From the first taste of the apéritif offered at El Bulli — a frozen gin with hot lemon fizz — you know this is no ordinary restaurant. In fact, many claim El Bulli, operated by Michelin three-star Spanish chef Ferrán Adria, is the best restaurant in Europe and quite possibly the world. Few globally renowned restaurants are more out of the way than this one — it sits at the end of a narrow mountain road 100 miles north of Barcelona along Spain's beautifully rugged Costa Brava, near the town of Roses.
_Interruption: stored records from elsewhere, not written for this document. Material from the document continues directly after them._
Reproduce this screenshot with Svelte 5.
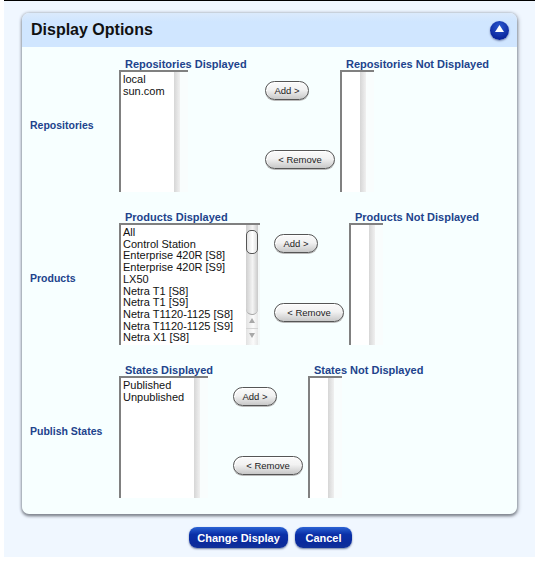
<script>
	const products = ['All', 'Control Station', 'Enterprise 420R [S8]', 'Enterprise 420R [S9]', 'LX50', 'Netra T1 [S8]', 'Netra T1 [S9]', 'Netra T1120-1125 [S8]', 'Netra T1120-1125 [S9]', 'Netra X1 [S8]']

	const sections = [
		{ label: 'Repositories', shown: 'Repositories Displayed', hidden: 'Repositories Not Displayed', items: ['local', 'sun.com'], kind: 'repos' },
		{ label: 'Products', shown: 'Products Displayed', hidden: 'Products Not Displayed', items: products, kind: 'products' },
		{ label: 'Publish States', shown: 'States Displayed', hidden: 'States Not Displayed', items: ['Published', 'Unpublished'], kind: 'states' }
	]
</script>

<div class="page">
	<div class="panel">
		<div class="head">
			<h1>Display Options</h1>
			<button class="collapse" aria-label="Collapse">
				<svg width="9" height="7" viewBox="0 0 9 7"><path d="M4.5 0 L9 7 L0 7 Z" fill="#fff" /></svg>
			</button>
		</div>

		<div class="body">
			{#each sections as s}
				<div class="row {s.kind}">
					<div class="label">{s.label}</div>

					<div class="col shown">
						<div class="title">{s.shown}</div>
						<div class="list">
							<div class="items">
								{#each s.items as item}
									<div>{item}</div>
								{/each}
							</div>
							<div class="bar">
								{#if s.kind === 'products'}
									<div class="track"><div class="thumb"></div></div>
									<div class="arrow up"></div>
									<div class="sep"></div>
									<div class="arrow down"></div>
								{/if}
							</div>
						</div>
					</div>

					<div class="moves">
						<button class="move add">Add &gt;</button>
						<button class="move remove">&lt; Remove</button>
					</div>

					<div class="col hidden">
						<div class="title">{s.hidden}</div>
						<div class="list">
							<div class="items"></div>
							<div class="bar"></div>
						</div>
					</div>
				</div>
			{/each}
		</div>
	</div>

	<div class="actions">
		<button class="primary change">Change Display</button>
		<button class="primary cancel">Cancel</button>
	</div>
</div>

<style>
:global(body) {
	margin:0;
	background:#fff;
	font-family:"Liberation Sans", Arial, sans-serif;
}

.page {
	box-sizing:border-box;
	width:531px;
	height:557px;
	margin-left:4px;
	padding:12px 0 0 18px;
	border-top:1px solid #000;
	background:#f0f7ff;
}

.panel {
	width:495px;
	height:501px;
	border-radius:7px;
	background:#f7ffff;
	box-shadow:0 2px 3px #81868f, 1px 1px 4px #a4aab4, -1px 0 3px #ccd5e0, 0 -1px 2px #dce6f2;
}

.head {
	display:flex;
	align-items:center;
	justify-content:space-between;
	box-sizing:border-box;
	height:34px;
	padding:0 8px 0 9px;
	border-radius:7px 7px 0 0;
	background:linear-gradient(#dbeafc, #d0e6ff 25%);
}

h1 {
	margin:0;
	font-size:16px;
	font-weight:bold;
	color:#111;
}

.collapse {
	display:flex;
	align-items:center;
	justify-content:center;
	width:19px;
	height:19px;
	padding:0 0 3px;
	border:0;
	border-radius:50%;
	background:radial-gradient(circle at 50% 30%, #2a58d0, #0a249a 75%);
	box-shadow:0 1px 2px #6d7da8;
}

.body {
	display:flex;
	flex-direction:column;
	gap:17px;
	padding:9px 0 0 8px;
}

.row {
	display:flex;
	height:136px;
}

.label {
	width:89px;
	padding-top:63px;
	font-size:10.5px;
	font-weight:bold;
	color:#21438c;
}

.col {
	display:flex;
	flex-direction:column;
}

.title {
	box-sizing:border-box;
	width:0;
	height:14px;
	padding-left:6px;
	font-size:11px;
	line-height:16px;
	font-weight:bold;
	white-space:nowrap;
	color:#21438c;
}

.list {
	display:flex;
	box-sizing:border-box;
	height:122px;
	border-top:2px solid #808080;
	border-left:2px solid #808080;
	overflow:hidden;
}

.items {
	flex:1;
	padding:2px 0 0 2px;
	background:#fff;
	font-size:11px;
	line-height:11.7px;
	white-space:nowrap;
	color:#111;
	overflow:hidden;
}

.bar {
	position:relative;
	box-sizing:border-box;
	width:14px;
	border-right:8px solid #f9fdfd;
	background:linear-gradient(90deg, #d6d6d6, #f0f0f0);
}

.shown { width:69px; }
.hidden { width:34px; margin-left:5px; }

.repos .shown { width:69px; }
.products .shown { width:141px; }
.states .shown { width:89px; }

.products .shown .bar {
	width:14px;
	border-right:2px solid #f4f8f8;
	background:linear-gradient(90deg, #e2e2e2, #fbfbfb 60%, #e6e6e6);
}

.track {
	box-sizing:border-box;
	height:90px;
	padding-top:5px;
	border-radius:0 0 6px 6px;
	border-bottom:1px solid #a5a5a5;
	background:linear-gradient(90deg, #cfcfcf, #f4f4f4 55%, #c9c9c9);
}

.thumb {
	box-sizing:border-box;
	height:24px;
	border:1px solid #555;
	border-radius:5px;
	background:linear-gradient(90deg, #e4e4e4, #fff 55%, #e0e0e0);
}

.arrow {
	position:absolute;
	left:3px;
	width:0;
	height:0;
	border-left:3px solid transparent;
	border-right:3px solid transparent;
}

.arrow.up {
	top:93px;
	border-bottom:5px solid #a8a8a8;
}

.arrow.down {
	top:108px;
	border-top:5px solid #a8a8a8;
}

.sep {
	position:absolute;
	top:103px;
	left:0;
	right:0;
	height:1px;
	background:#d4d4d4;
}

.moves {
	display:flex;
	flex-direction:column;
	align-items:flex-start;
	justify-content:space-between;
	height:88px;
	margin:25px 0 0 77px;
}

.products .moves { margin-left:14px; }
.states .moves { margin-left:25px; }

.move {
	box-sizing:border-box;
	height:19px;
	padding:0;
	border:1px solid #555;
	border-radius:10px;
	background:linear-gradient(#fafafa, #f2f2f2 45%, #c8c8c8);
	box-shadow:inset 1px 1px 0 #fff, 0 1px 0 #bbb;
	font-family:inherit;
	font-size:9.5px;
	color:#222;
}

.add { width:44px; }
.remove { width:70px; }

.actions {
	display:flex;
	gap:7px;
	margin:13px 0 0 167px;
}

.primary {
	box-sizing:border-box;
	height:21px;
	padding:0;
	border:0;
	border-radius:8px;
	background:linear-gradient(#2a62d4, #0a30a8 35%, #0a2a9c 75%, #10309a);
	box-shadow:0 1px 2px #6f7ea0;
	font-family:inherit;
	font-size:11px;
	font-weight:bold;
	color:#fff;
}

.change { width:99px; }
.cancel { width:57px; }
</style>
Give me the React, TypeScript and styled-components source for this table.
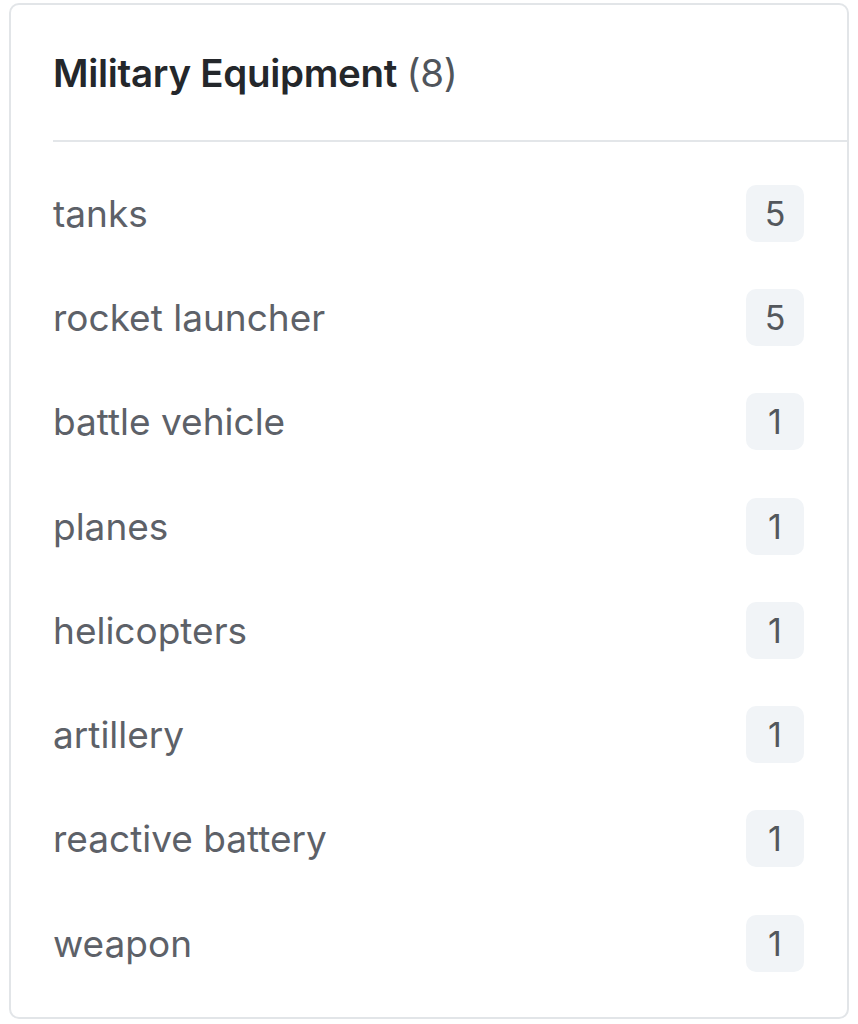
import React from "react";
import styled, { createGlobalStyle } from "styled-components";

const Global = createGlobalStyle`
  html, body { margin: 0; padding: 0; background: #ffffff; }
  body { font-family: "Inter", "Noto Sans", sans-serif; }
`;

const Card = styled.section`
  box-sizing: border-box;
  width: 840px;
  height: 1016px;
  margin: 3px 0 0 9px;
  border: 2px solid #e2e5e8;
  border-radius: 10px;
  background: #fff;
  display: flex;
  flex-direction: column;
`;

const Header = styled.header`
  box-sizing: border-box;
  height: 137px;
  margin-left: 42px;
  border-bottom: 2px solid #e3e6e9;
  display: flex;
  align-items: center;
`;

const Title = styled.h2`
  margin: 0;
  font-size: 38.5px;
  font-weight: 600;
  color: #24272b;
  letter-spacing: -0.3px;
`;

const Count = styled.span`
  font-weight: 400;
  color: #50555b;
`;

const List = styled.ul`
  list-style: none;
  margin: 0;
  padding: 19px 43px 0 42px;
  display: flex;
  flex-direction: column;
`;

const Row = styled.li`
  height: 104.3px;
  display: flex;
  align-items: center;
  justify-content: space-between;
`;

const Label = styled.span`
  font-size: 37px;
  color: #5d6168;
`;

const Badge = styled.span`
  width: 58px;
  height: 57px;
  border-radius: 10px;
  background: #f1f4f7;
  display: flex;
  align-items: center;
  justify-content: center;
  font-size: 34px;
  color: #53575c;
`;

const items: [string, number][] = [
  ["tanks", 5],
  ["rocket launcher", 5],
  ["battle vehicle", 1],
  ["planes", 1],
  ["helicopters", 1],
  ["artillery", 1],
  ["reactive battery", 1],
  ["weapon", 1],
];

export default function App() {
  return (
    <>
      <Global />
      <Card>
        <Header>
          <Title>
            Military Equipment <Count>(8)</Count>
          </Title>
        </Header>
        <List>
          {items.map(([name, n]) => (
            <Row key={name}>
              <Label>{name}</Label>
              <Badge>{n}</Badge>
            </Row>
          ))}
        </List>
      </Card>
    </>
  );
}
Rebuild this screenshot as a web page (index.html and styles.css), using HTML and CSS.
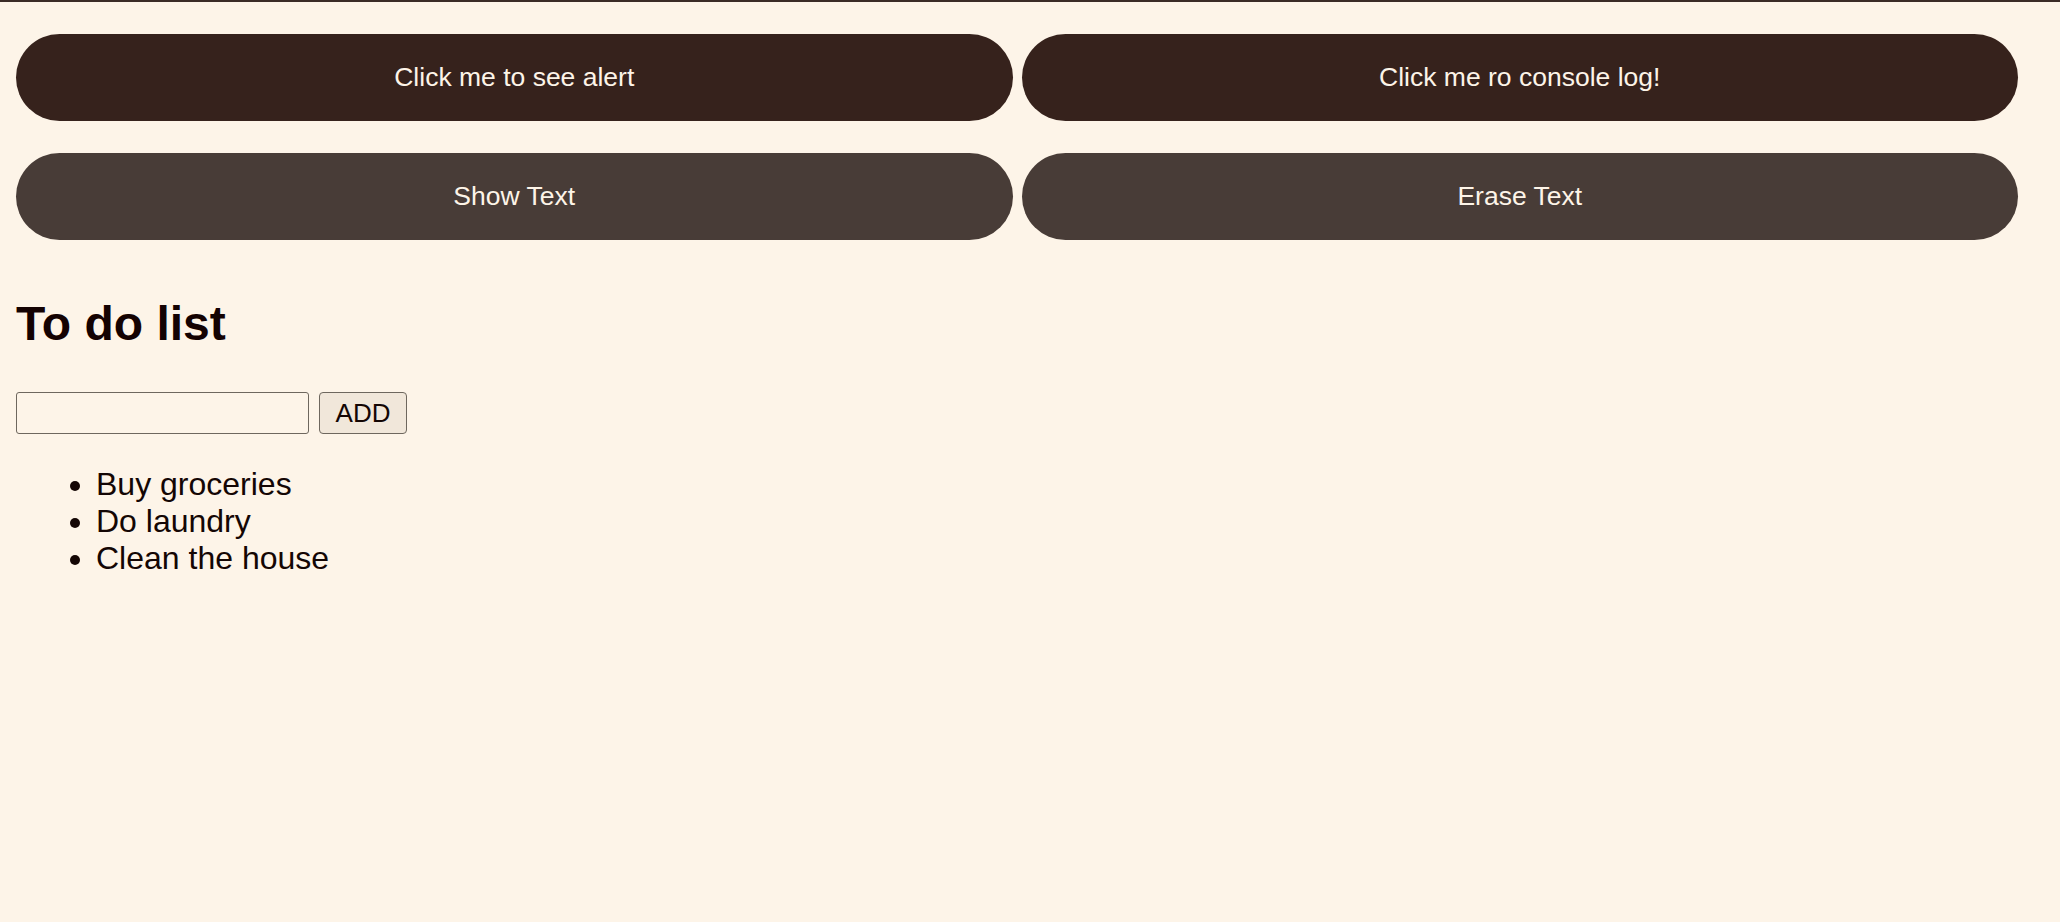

Still, adventurous food lovers from around the world book reservations a year in advance.
Open only from the end of March through the end of September, El Bulli, which is named for the English bulldog, serves about 50 diners per evening — many of whom have traveled halfway around the globe to partake in the experience. The kitchen, with 30 staff members collaborating on Adria's creations, is almost as crowded as the dining room.

Praise for his culinary achievements comes from lofty heights. Adria has been called "the best cook on the planet" by noted French chef Joel Robuchon.

"He's doing the most exciting things in our profession," agrees fellow Frenchman and legendary chef Paul Bocuse. Writing in The Los Angeles Times, critic David Shaw hailed Adria as "the brightest star in the gastronomic firmament."

Adria has won the adulation of both his peers and his far-flung clientele for his arresting combinations of texture, temperature and taste. For instance, bite-size cuttlefish ravioli explode in a burst of coconut and ginger; soft-boiled quail eggs feature a crispy caramel crust; a polenta comprises frozen and powdered Parmesan cheese; and almond ice cream sits on a swirl of garlic oil and balsamic vinegar.

But most of his fame was gained when Adria discovered he could produce espumas, or foams, from nitrous oxide canisters intended for making whipped cream. Adria filled the canister, which he had received as a gift, with various liquids and gelatin. Soon he was creating tomato, asparagus, cheese, foie gras, shellfish and potato foams. The flavors were limitless — if sometimes a bit outlandish.

Jeffrey Cerciello, the chef at Bouchon in Napa Valley (owned by the French Laundry's Thomas Keller), did an internship at El Bulli from 1993 to 1994. He was actually in the kitchen when Adria received the career-launching canister. "Up until this time, Adria was preparing traditional foods. But he knew he had hit on something and he began experimenting," Cerciello recalls. "After almost ten years, people are still as excited about Adria's cooking as they were then."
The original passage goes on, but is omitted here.